L’Autorità ha affrontato questo scenario con saggezza: ha gestito bene le aspettative degli operatori e poi, come si direbbe in politica, ha “occupato il centro” per ottenere il massimo dei consenso; ha ridotto la remunerazione (dal 6.4% al 5.6% nella distribuzione e dal 6.3% al 5.3% nella trasmissione) ma non ha scontentato gli investitori (che si aspettavano scenari peggiori); è stata più stretta con la trasmissione che con la distribuzione coerentemente con i diversi profili di rischio e quindi ha ampliato la forbice nella remunerazione; nella trasmissione ha anche ridimensionato gli incentivi e alcuni trattamenti agevolati sugli investimenti ma “senza esagerare”; ha introdotto significative novità nel modello di regolazione (il passaggio al cosiddetto schema totex) ma con juicio rinviandone l’applicazione alla secondo parte del periodo regolatorio; ha mantenuto i premi per la continuità del servizio. E infatti la borsa, sempre molto sensibile, ha reagito bene e i titoli delle utilities si sono apprezzati: se guardiamo all’andamento del titolo di Terna, che più di altri  risente della regolamentazione, dall’inizio dell’anno, da quando cioè è iniziata la review regolatoria, registriamo un apprezzamento del 25% laddove l’indice internazionale delle utilities è rimasto sostanzialmente stabile.  
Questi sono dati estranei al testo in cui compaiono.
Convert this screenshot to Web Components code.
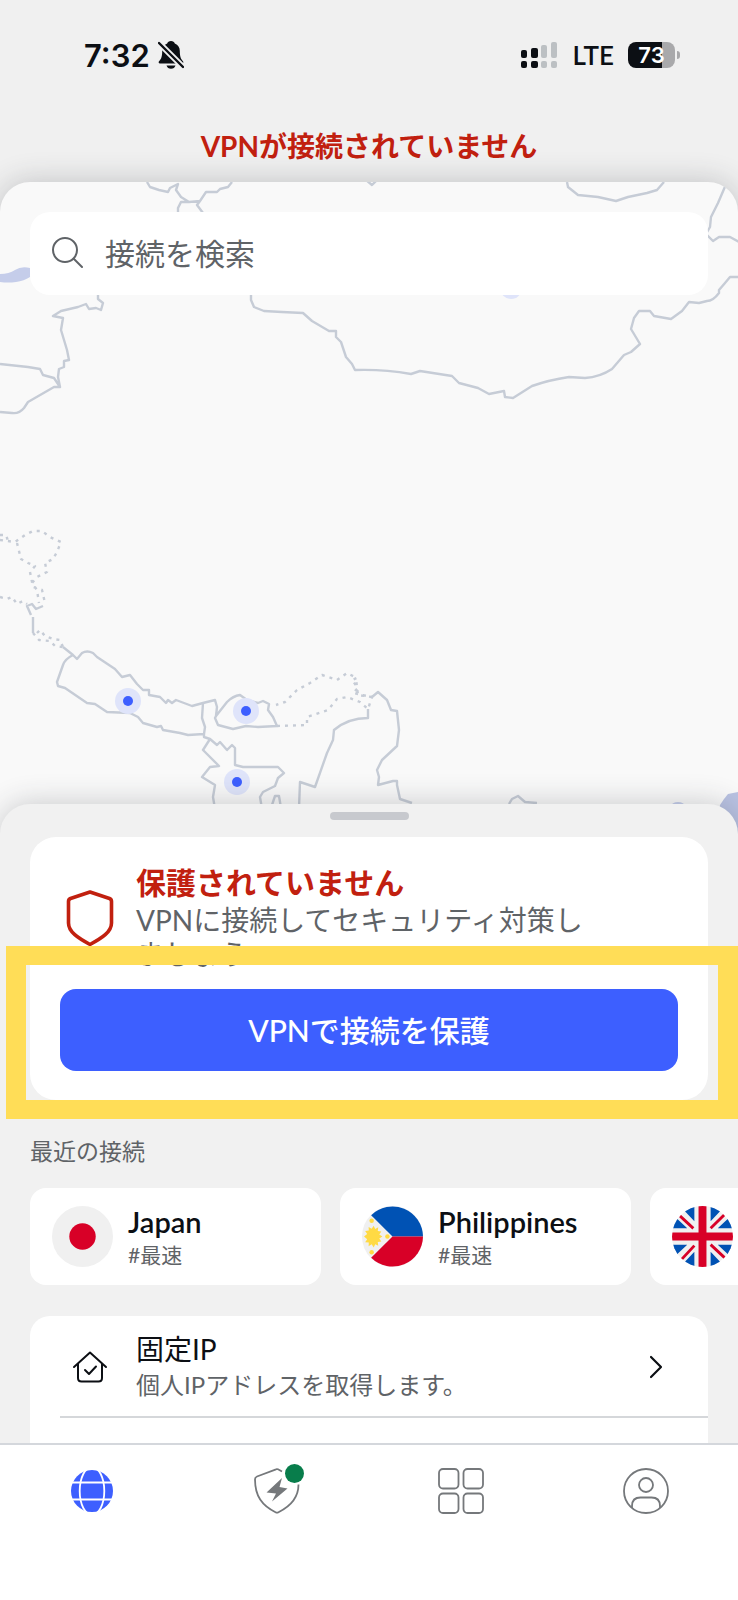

Il che non vuol dire che non si sarebbe potuto fare di più.  Aree di possibile miglioramento rimangono sia un planning integrato nello sviluppo delle reti e un quadro prospettico di lungo periodo sia, soprattutto, l’incentivazione degli investimenti innovativi. Relativamente a quest’ultimo aspetto, il settore, in particolare quello della distribuzione, è di fronte a importanti innovazioni tecnologiche per realizzare una diversa nervatura tecnologica dei centri urbani (smart cities); qualcosa c’è nelle nuove regole ma deve essere ancora definito e comunque ha un peso  marginale nella manovra complessiva. Da questo punto di vista si tratta di un’occasione mancata. E negli operatori c’è sicuramente qualche scontento: il livello del costo del debito riconosciuto del 2.2% in termini reali, a cui oggi corrisponde un tasso nominale del 3%, è verosimilmente basso per alcune società e, in un confronto internazionale, la remunerazione del capitale delle utilities italiane non va certo a collocarsi nella fascia alta.

In ogni caso la partita regolatoria non si chiude qui: vi sono le innovazioni annunciate da implementare e alcune questioni ancora da definire come quella degli investimenti collegati agli aumenti di potenza nelle aree urbane (le cosiddette colonne montanti) e alle smart cities. Non tutto infatti finisce nel WACC, il famoso acronimo ben noto ai practitioners del settore (solo circa il 50% dei ricavi regolamentati sono a fronte della remunerazione del capitale) e “magnifica ossessione” degli analisti finanziari. Da come si svilupperà il confronto su questi temi nei prossimi mesi  dipende anche la possibilità di recuperare terreno nel sostegno all’innovazione tecnologica e nella qualità del processo d’investimento. Contribuire alla crescita economica del paese è una sfida importante per il Regolatore e per le imprese che deve essere ancora vinta.